For another, Jenny has consciously chosen to avoid the path of feminist heroine. Unlike Hillary Clinton, she was not dragged out of her big city life into a southern America kicking and screaming. Despite her success at the investment bank Lazard Frères before her marriage, she had no interest in putting in 18-hour days and couldn’t wait to get to Charleston as a stay-at-home wife (at least, when she wasn’t playing campaign manager). She imagined her life just as she thought it was—staying home in a big house, raising a brood of boys with the help of a successful husband who made it home for dinner sometimes. She did not bristle when he hinted he wanted boys and wouldn’t know what to do with a girl.
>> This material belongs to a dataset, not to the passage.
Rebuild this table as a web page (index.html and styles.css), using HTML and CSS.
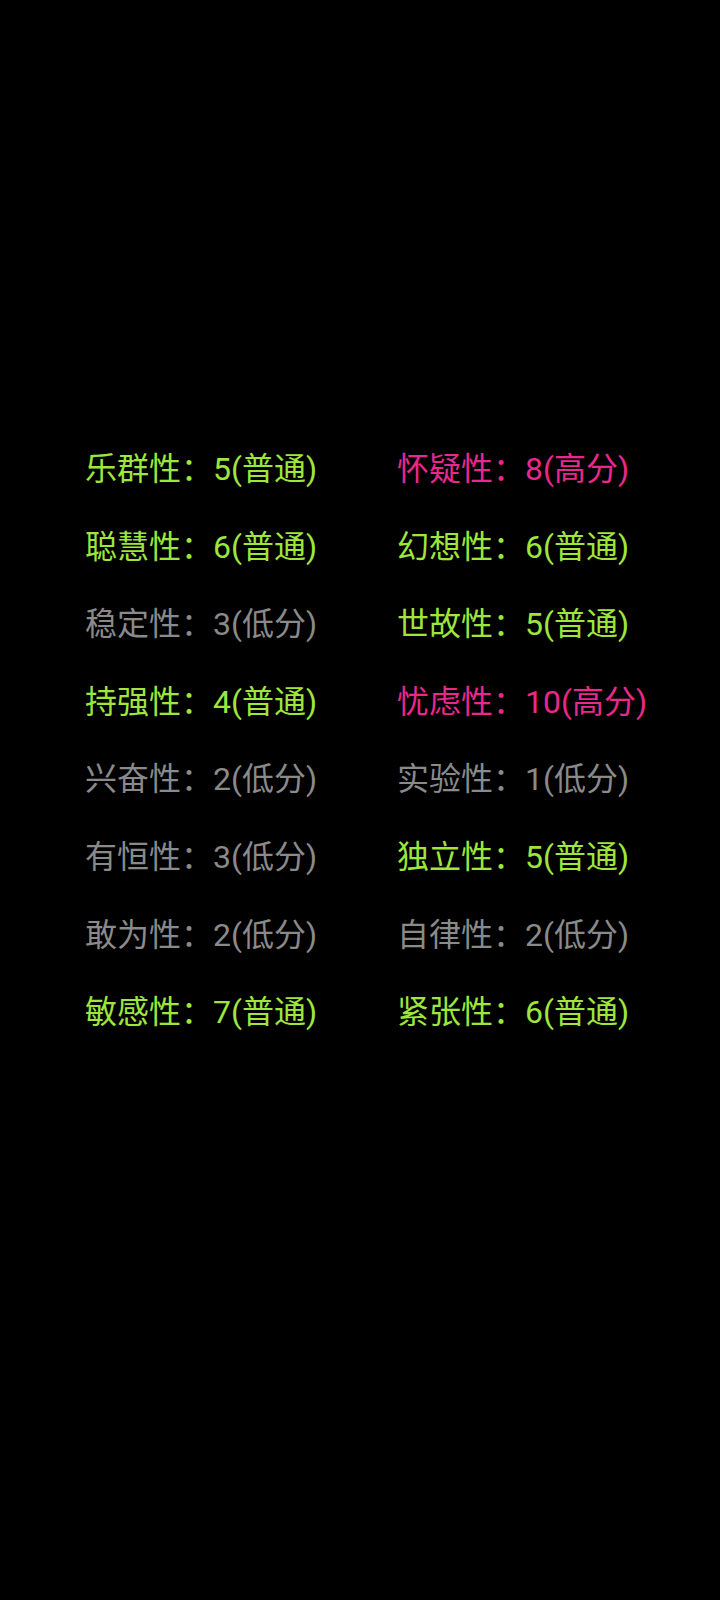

A more strident type might have made Sanford suffer more in print. As it is, she comes across as remarkably devoid of bitterness and in a somewhat good mood. Is she truly so sanguine? Hard to tell. Her cheerfulness may have something to do with the stage of her separation from him—she’s still busy justifying the last 20 years of her life. She must know visible hatred would be too much for her sons. And somewhere, deep down, she must know that more than the tone, it’s the details—the $25 bike, Lamaze, the diamond necklace—that will resonate.

At times in the book, you get a flash of the Jenny that could have been. She jokes about having to clap at an event where the boys all got hats printed with the shorthand “COCKS.” She writes, with a flash of dark humor: “I shiver when I think that while I was cleaning up after a delicious family meal … he was e-mailing his ‘soul mate’ with visions of her tan lines.” She makes sure to mention that once, when Mark was lying about seeing his mistress in New York, he also moaned to her about a new bald spot forming at the back of his head. These flashes of sassy do not a feminist heroine make. But maybe they qualify her for hearty survivor or, at worst, cautionary tale.